Effect of time dependent morphological parameters of nanoclusters on perikinetic heat conduction and induced micro-convection mechanisms of oxide based nanofluids

ABSTRACT

The article represents an experimentally supported quantitative analysis to observe the effect of time, temperature, nanoclusters’ morphology, and instantaneous volume fractions on perikinetic heat conduction and Brownian motion-based induced convection mechanisms of oxide (Al₂O₃ and TiO₂, size 25–30 nm) based nanofluids. The appropriate models of thermal conductivity have been introduced to study the effect of various parameters such as; varying volume fractions, suspensions’ stabilities, nanoclusters’ growth, temperature, and the liquid layering. The developed model could predict the thermal conductivity enhancements of nanofluids within the accuracy of ± 0.5% to ± 4.5.0% in the temperature range from 20°C to 50°C.

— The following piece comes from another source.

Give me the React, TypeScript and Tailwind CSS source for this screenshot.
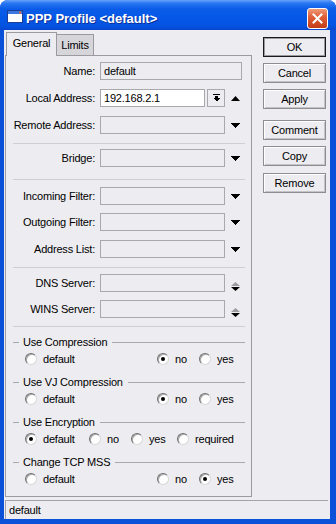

Abbreviations: DI: De-ionized water; DLS: Dynamic light scattering; XRD: X-rays diffraction; TEM: Transmission electronic microscope; SDBS:Sodium dodecyl benzene sulphonate.

Figure Effect of temperature on the Brownian Reynold number for Al₂O₃-H₂O and TiO₂-H₂O nanofluids.

KEYWORDS:

• nano-fluid
• stability ratio
• perikinetic conduction
• Brownian motion
• thermal conductivity

Research Highlights

• Thermal conductivity, perikinetic conduction and Brownian motion-induced convection

• Theoretical analysis of time- and temperature-dependent volume concentration of the nano-particles

• Effect of clusters’ morphological parameters on thermal conductivity

• Time- and temperature-dependent morphological parameters of nanoclusters

Development of unified models for thermal conductivity enhancements of oxide-based nanofluids.